Second-graders sleeping in cars, 16-year-olds bouncing between friends' homes, preschoolers living in campers. ... What do they all have in common?

Stability at school is a goal for all students, but especially so for students qualified as homeless in the Oregon City School District. During the 2016-17 school year, more than 300 students were identified as homeless. The district is on track to reach this number, if not more, during the 2017-18 school year.

SUBMITTED PHOTO - Mary Ellen Winterhalter (left) and Julie Baumann are pictured at the Clackamas County Clothes Closet/Resource Center in the old Barclay Elementary School on 12th Street in Oregon City.Getting students to graduation — career and college-ready — is OCSD's mission. However, for students who don't know where they are going to sleep or get their next meal, focusing on coursework is challenging when they have more pressing needs on their minds.
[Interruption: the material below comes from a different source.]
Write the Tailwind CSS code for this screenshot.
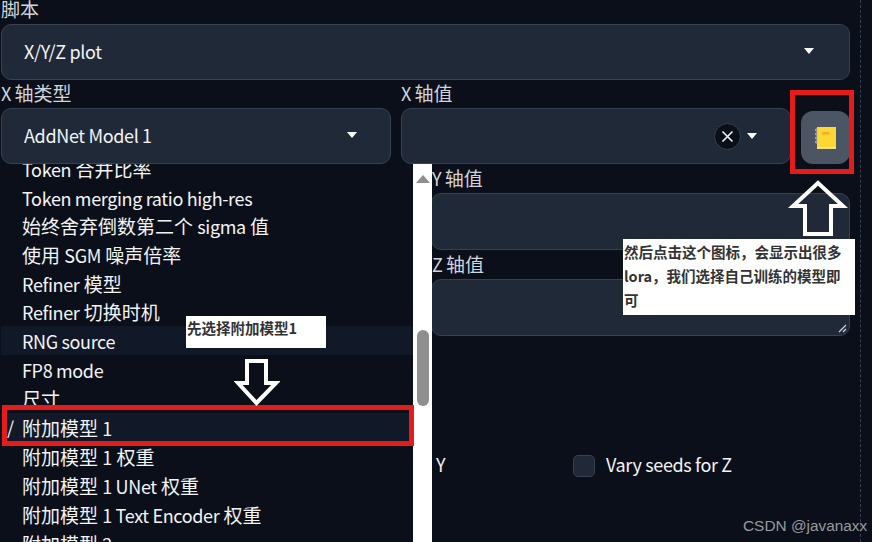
<!DOCTYPE html>
<html lang="zh">
<head>
  <meta charset="utf-8">
  <script src="https://cdn.jsdelivr.net/npm/@tailwindcss/browser@4"></script>
</head>
<body class="m-0 bg-[#0b0f19]">
  <div class="relative w-[872px] h-[542px] overflow-hidden bg-[#0b0f19] font-['Noto_Sans_CJK_SC',sans-serif] text-[19px] text-[#e5e7eb]">
    <div class="w-[849px] ml-[1px]">
      <!-- Script -->
      <div class="h-[24px] leading-[18px] text-[#d1d5db]">脚本</div>
      <div class="h-[56px] flex items-center justify-between pl-[22px] pr-[35px] pb-[2px] bg-[#1f2937] border border-[#374151] rounded-[10px] text-[#f3f4f6]">
        <span class="text-[18px] tracking-[-0.35px]">X/Y/Z plot</span>
        <span class="w-0 h-0 border-x-[5px] border-x-transparent border-t-[6px] border-t-white"></span>
      </div>

      <div class="grid grid-cols-[390px_1fr] gap-x-[10px]">
        <!-- X type -->
        <div>
          <div class="h-[28px] leading-[26px] text-[#d1d5db]"><span class="text-[18px] mr-[-1px]">X</span> 轴类型</div>
          <div class="h-[56px] flex items-center justify-between pl-[22px] pr-[33px] pb-[2px] bg-[#1f2937] border border-[#374151] rounded-[10px] text-[#f3f4f6]">
            <span class="text-[18px] tracking-[-0.35px]">AddNet Model 1</span>
            <span class="w-0 h-0 border-x-[5px] border-x-transparent border-t-[6px] border-t-white"></span>
          </div>
        </div>

        <!-- Axis values -->
        <div>
          <div class="h-[28px] leading-[26px] text-[#d1d5db]"><span class="text-[18px] mr-[-1px]">X</span> 轴值</div>
          <div class="flex gap-[10px] items-end">
            <div class="w-[390px] h-[56px] flex items-center justify-end gap-[6px] pr-[33px] bg-[#1f2937] border border-[#374151] rounded-[10px]">
              <span class="w-[27px] h-[27px] flex items-center justify-center rounded-full bg-[#0b0f19] border border-[#374151]">
                <svg width="13" height="13" viewBox="0 0 13 13"><path d="M1.500 1.500L11.500 11.500M11.500 1.500L1.500 11.500" stroke="#f3f4f6" stroke-width="1.600"/></svg>
              </span>
              <span class="w-0 h-0 border-x-[5px] border-x-transparent border-t-[6px] border-t-white"></span>
            </div>
            <button class="w-[49px] h-[53px] flex items-center justify-center bg-[#4b5563] rounded-[12px]">
              <svg width="21" height="22" viewBox="0 0 21 22">
                <rect x="2" y="0" width="19" height="22" fill="#fdd835"/>
                <rect x="2" y="20" width="19" height="1.500" fill="#e0e0e0"/>
                <rect x="7" y="5" width="7" height="2.500" fill="#ffa726"/>
                <path d="M3 2H0.800V4H3M3 6H0.800V8H3M3 10H0.800V12H3M3 14H0.800V16H3" fill="none" stroke="#bdbdbd" stroke-width="1"/>
              </svg>
            </button>
          </div>
          <div class="ml-[31px] h-[29px] leading-[27px] text-[#d1d5db]"><span class="text-[18px] mr-[-1px]">Y</span> 轴值</div>
          <div class="ml-[30px] h-[57px] bg-[#1f2937] border border-[#374151] rounded-[10px]"></div>
          <div class="ml-[31px] h-[29px] leading-[27px] text-[#d1d5db]"><span class="text-[18px] mr-[-1px]">Z</span> 轴值</div>
          <div class="relative ml-[30px] h-[57px] bg-[#1f2937] border border-[#374151] rounded-[10px]">
            <svg class="absolute right-[2px] bottom-[2px]" width="9" height="9" viewBox="0 0 9 9"><path d="M1 8L8 1M5 8L8 5" stroke="#d1d5db" stroke-width="1.200"/></svg>
          </div>
          <!-- Vary seeds -->
          <div class="mt-[115px] flex items-center">
            <span class="ml-[35px] w-[9px] pb-[2px] text-[18px] text-[#f3f4f6]">Y</span>
            <span class="ml-[128px] w-[22px] h-[22px] bg-[#1f2937] border border-[#374151] rounded-[5px]"></span>
            <span class="ml-[11px] pb-[2px] text-[18px] tracking-[-0.35px] text-[#f3f4f6]">Vary seeds for Z</span>
          </div>
        </div>
      </div>
    </div>

    <!-- Dashed column edge -->
    <div class="absolute left-[860px] top-0 bottom-0 border-l border-dashed border-[#374151]"></div>

    <!-- Open dropdown menu -->
    <div class="absolute left-[1px] top-[164px] w-[431px] h-[378px] flex bg-[#0b0f19]">
      <ul class="w-[412px] overflow-hidden text-[#f3f4f6]">
        <li class="-mt-[10px] h-[29px] leading-[29px] pl-[21px]"><span class="text-[18px] tracking-[-0.35px]">Token</span> 合并比率</li>
        <li class="h-[29px] leading-[29px] pl-[21px]"><span class="text-[18px] tracking-[-0.35px]">Token merging ratio high-res</span></li>
        <li class="h-[28px] leading-[28px] pl-[21px]">始终舍弃倒数第二个 <span class="text-[18px] tracking-[-0.35px]">sigma</span> 值</li>
        <li class="h-[29px] leading-[29px] pl-[21px]">使用 <span class="text-[18px] tracking-[-0.35px]">SGM</span> 噪声倍率</li>
        <li class="h-[29px] leading-[29px] pl-[21px]"><span class="text-[18px] tracking-[-0.35px]">Refiner</span> 模型</li>
        <li class="h-[28px] leading-[28px] pl-[21px]"><span class="text-[18px] tracking-[-0.35px]">Refiner</span> 切换时机</li>
        <li class="h-[29px] leading-[29px] pl-[21px] bg-[#111827]"><span class="text-[18px] tracking-[-0.35px]">RNG source</span></li>
        <li class="h-[29px] leading-[29px] pl-[21px]"><span class="text-[18px] tracking-[-0.35px]">FP8 mode</span></li>
        <li class="h-[29px] leading-[29px] pl-[21px]">尺寸</li>
        <li class="relative h-[29px] leading-[29px] pl-[21px] bg-[#111827]"><span class="absolute left-[6px] text-[18px]">/</span>附加模型 <span class="text-[18px]">1</span></li>
        <li class="h-[29px] leading-[29px] pl-[21px]">附加模型 <span class="text-[18px]">1</span> 权重</li>
        <li class="h-[29px] leading-[29px] pl-[21px]">附加模型 <span class="text-[18px] tracking-[-0.35px]">1 UNet</span> 权重</li>
        <li class="h-[29px] leading-[29px] pl-[21px]">附加模型 <span class="text-[18px] tracking-[-0.35px]">1 Text Encoder</span> 权重</li>
        <li class="h-[29px] leading-[29px] pl-[21px]">附加模型 <span class="text-[18px]">2</span></li>
      </ul>
      <!-- Scrollbar -->
      <div class="relative w-[19px] bg-white">
        <span class="absolute left-[3px] top-[11px] w-0 h-0 border-x-[7px] border-x-transparent border-b-[8px] border-b-[#8f8f8f]"></span>
        <span class="absolute left-[4px] top-[166px] w-[12px] h-[76px] rounded-[6px] bg-[#8f8f8f]"></span>
      </div>
    </div>

    <!-- Annotations -->
    <div class="absolute left-[790px] top-[90px] w-[64px] h-[84px] border-[5px] border-[#e51c1c]"></div>
    <div class="absolute left-[2px] top-[405px] w-[412px] h-[41px] border-[5px] border-[#e51c1c]"></div>

    <svg class="absolute left-[788px] top-[178px]" width="60" height="60" viewBox="0 0 60 60">
      <path d="M30 5L5 28H17V56H43V28H55Z" fill="none" stroke="#fff" stroke-width="4"/>
    </svg>
    <svg class="absolute left-[234px] top-[356px]" width="46" height="52" viewBox="0 0 46 52">
      <path d="M13 5H32V27H42L22.500 47L4 27H13Z" fill="none" stroke="#fff" stroke-width="4"/>
    </svg>

    <div class="absolute left-[186px] top-[316px] w-[140px] h-[32px] bg-white pl-[1px] pt-[2px] font-bold text-[14.500px] leading-[20px] text-[#333]">先选择附加模型1</div>
    <div class="absolute left-[623px] top-[239px] w-[232px] h-[76px] bg-white pl-[1px] pr-[8px] pt-[1px] font-bold text-[14.500px] leading-[24px] text-[#333]">然后点击这个图标，会显示出很多lora，我们选择自己训练的模型即可</div>

    <div class="absolute left-[743px] top-[516px] font-['Liberation_Sans',sans-serif] text-[15.400px] leading-[20px] text-[#979a9f]">CSDN @javanaxx</div>
  </div>
</body>
</html>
Under the McKinney-Vento Act, schools are mandated to identify and support homeless and housing insecure students. This year for the first time, every OCSD staff member has gone through specific training about supporting housing insecure students. While the McKinney-Vento Act helps to support and protect students, it comes with no additional state or federal funding to help this growing need.

Beyond the basic training for each staff member, OCSD has two homeless education liaisons, Julie Baumann and Mary Ellen Winterhalter, who work to identify and support students in transition at each of the schools in the district. The homeless liaisons work closely with students in the schools and with families who often are in crisis, to steer them toward resources in the community that may help stabilize their living situations.

"We don't use the word 'homeless' when working with our families," Winterhalter said. "Our families are in transition with their housing, and it is our role to help their kids access and engage in school. Sometimes this means tracking down enrollment documents or setting up transportation, but mostly we try to provide for basic needs like free meals, school supplies and referrals to clothing. Every student deserves to go to school clean, fed and ready to learn."

Both liaisons work with other dedicated staff and volunteers to ensure that the students they serve are able to access a variety of resources, including a community Clothes Closet, holiday support and The Phoenix and Pioneer Pantries, which provides weekend meals for food-insecure students at area high schools.

Unfortunately, the region is seeing a steady increase in the homeless population due, in part, to the shortage of affordable housing. More families are leaving Portland and coming to Oregon City seeking affordable places to live, only to find an extremely low vacancy rate and discover that wait lists are long and options are extremely limited.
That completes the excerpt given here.